GIVEN TASK: Which lines in the records below contain the word "with"? Copy each of them.

ENTRIES PROVIDED:

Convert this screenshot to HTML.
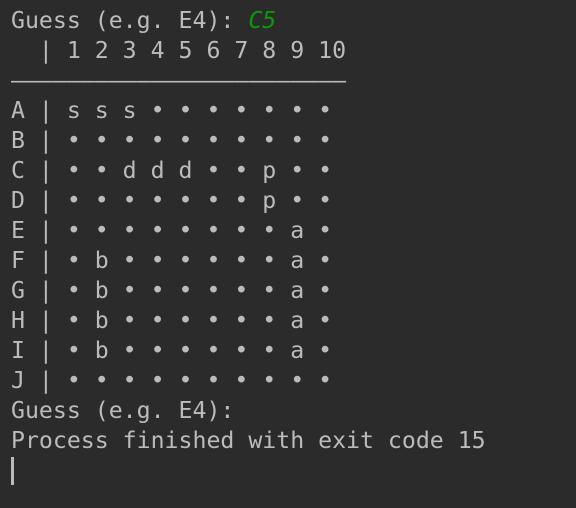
<!DOCTYPE html>
<html><head><meta charset="utf-8"><style>
html,body{margin:0;padding:0;background:#2b2b2b;width:576px;height:508px;overflow:hidden}
pre{margin:0;position:absolute;left:11px;top:6px;font-family:"DejaVu Sans Mono","Liberation Mono",monospace;font-size:23.2px;line-height:30px;color:#bbbbbb;letter-spacing:0}
.g{color:#0a9a0a;font-style:italic}
.cur{position:absolute;left:11px;top:457px;width:3px;height:28px;background:#bbbbbb}
</style></head><body>
<pre>Guess (e.g. E4): <span class="g">C5</span>
  | 1 2 3 4 5 6 7 8 9 10
————————————————————————
A | s s s • • • • • • •
B | • • • • • • • • • •
C | • • d d d • • p • •
D | • • • • • • • p • •
E | • • • • • • • • a •
F | • b • • • • • • a •
G | • b • • • • • • a •
H | • b • • • • • • a •
I | • b • • • • • • a •
J | • • • • • • • • • •
Guess (e.g. E4):
Process finished with exit code 15</pre>
<div class="cur"></div>
</body></html>
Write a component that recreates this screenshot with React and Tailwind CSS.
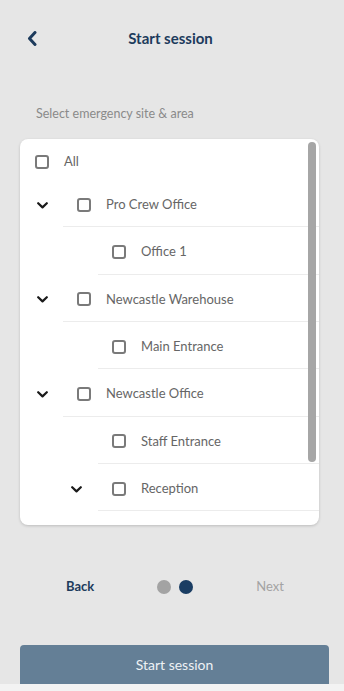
import React from "react";

const Check = () => (
  <span className="block w-[14px] h-[14px] shrink-0 rounded-[3px] border-2 border-[#7a7a7a] bg-white" />
);

const Chevron = () => (
  <svg width="11" height="7" viewBox="0 0 11 7" className="shrink-0">
    <path d="M1.2 1.2 L5.5 5.4 L9.8 1.2" fill="none" stroke="#1a1a1a" strokeWidth="2.2" strokeLinecap="round" strokeLinejoin="round" />
  </svg>
);

function SiteRow({ label }) {
  return (
    <div className="flex h-[47.33px]">
      <div className="w-[43px] shrink-0 flex items-center justify-center pl-[1px] pt-[3px]">
        <Chevron />
      </div>
      <div className="flex-1 flex items-center border-b border-[#ececec] pl-[14px] pt-[3px] gap-[15px]">
        <Check />
        <span className="text-[13px] text-[#666]">{label}</span>
      </div>
    </div>
  );
}

function AreaRow({ label, chevron }) {
  return (
    <div className="flex h-[47.33px]">
      <div className="w-[78px] shrink-0 flex items-center justify-end pr-[16px] pt-[3px]">
        {chevron ? <Chevron /> : null}
      </div>
      <div className="flex-1 flex items-center border-b border-[#ececec] pl-[14px] pt-[3px] gap-[15px]">
        <Check />
        <span className="text-[13px] text-[#666]">{label}</span>
      </div>
    </div>
  );
}

export default function App() {
  return (
    <div
      className="w-[344px] h-[691px] bg-[#e6e6e6] flex flex-col overflow-hidden"
      style={{ fontFamily: "Lato, 'Open Sans', sans-serif" }}
    >
      <div className="h-[78px] relative flex items-center justify-center pb-[2px]">
        <svg width="10" height="15" viewBox="0 0 10 15" className="absolute left-[27px] top-[31px]">
          <path d="M8 1.5 L2.5 7.5 L8 13.5" fill="none" stroke="#1d3b5c" strokeWidth="3" strokeLinecap="round" strokeLinejoin="round" />
        </svg>
        <span className="text-[15px] font-bold text-[#1d3b5c] ml-[-3px]">Start session</span>
      </div>
      <div className="h-[61px] pl-[36px] pt-[27px] text-[12.5px] text-[#8a8a8a]">
        Select emergency site &amp; area
      </div>
      <div className="ml-[20px] w-[299px] h-[386px] bg-white rounded-[8px] shadow-[0_1px_3px_rgba(0,0,0,0.18)] relative overflow-hidden">
        <div className="flex items-center h-[41px] pt-[5px] pl-[15px] gap-[15px]">
          <Check />
          <span className="text-[13px] text-[#666]">All</span>
        </div>
        <SiteRow label="Pro Crew Office" />
        <AreaRow label="Office 1" />
        <SiteRow label="Newcastle Warehouse" />
        <AreaRow label="Main Entrance" />
        <SiteRow label="Newcastle Office" />
        <AreaRow label="Staff Entrance" />
        <AreaRow label="Reception" chevron />
        <div className="absolute right-[3px] top-[3px] w-[8px] h-[320px] rounded-full bg-[#a6a6a6]" />
      </div>
      <div className="h-[120px] flex items-start pt-[52px]">
        <div className="w-full flex items-center">
          <span className="ml-[66px] text-[13px] font-bold text-[#1d3b5c]">Back</span>
          <div className="ml-[63px] flex items-center gap-[8px]">
            <span className="block w-[14px] h-[14px] rounded-full bg-[#a3a3a3]" />
            <span className="block w-[14px] h-[14px] rounded-full bg-[#1a3d63]" />
          </div>
          <span className="ml-[63px] text-[13px] text-[#a3a3a3]">Next</span>
        </div>
      </div>
      <div className="ml-[20px] w-[309px] h-[39px] bg-[#647f96] rounded-t-[4px] flex items-center justify-center text-[14px] text-[#eef2f5]">
        Start session
      </div>
      <div className="flex-1 bg-[#f3f3f3]" />
    </div>
  );
}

SOLUTION BELOW:
Process finished with exit code 15</pre>
Write a component that recreates this screenshot with React and Tailwind CSS.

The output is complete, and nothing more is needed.